Any tips? Will tensioning the springs down to 150mm cause a problem?

Thanks and regards, Fiona


It is always my advice that when re-springing an old piece of furniture you should use a spring at least one size smaller in height than the old ones that you removed. There are several reasons for this but the main reason is that a sprung chair is under tension at all times (even when not being sat upon) and the frame is not as strong as when it was first made. The new springs are also much stronger than those that you removed. It is therefore kinder to the old frame to reduce the spring size. If you do this you should achieve the desired height.

Regards Joan


Rag Rugging


I am trying to source a fabric that has quite an open weave. One that can be used for rag rugging. I can find plenty of Hessian suppliers but no-one that seems to stock a fabric that has slightly larger holes (3-5mm gaps) that can be used with a rug hook. Do you have a product that might fit this need or know of the name of a material or supplier that I can track down?

Thanks Leigh


Thank you for your enquiry. I have checked with my colleague and unfortunately we can not think of anything else but hessian as this is what is normally used.
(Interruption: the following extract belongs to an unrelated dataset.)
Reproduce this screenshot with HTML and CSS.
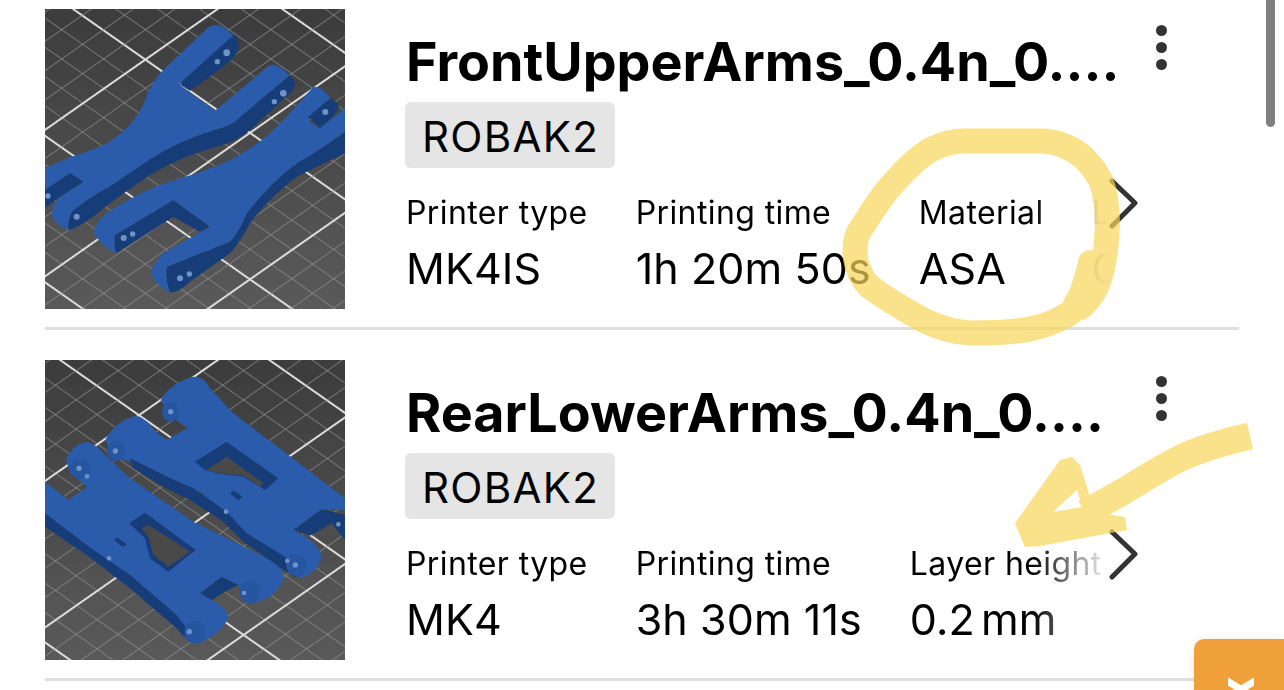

My Nan used to make rag rugs and she used 12oz Hessian like our scrim.


Lloyd Loom Chest

I have an oblong lloyd loom type chest which needs to be repadded and covered. Can you tell me what product you would recommend for the padding.

Many thanks, Anita


There are many ways to tackle this job. It would make a book if I wrote about all of them. However, I would suggest that you first find out how the original was done by taking off a little of the cover.

Once you have found out how the original was done I will be able to advise you how to tackle the replacement.

I will also look through our many instruction books to check if they have instruction on this particular job.

A Lloyd Loom piece is well worth approaching correctly as it may be valuable.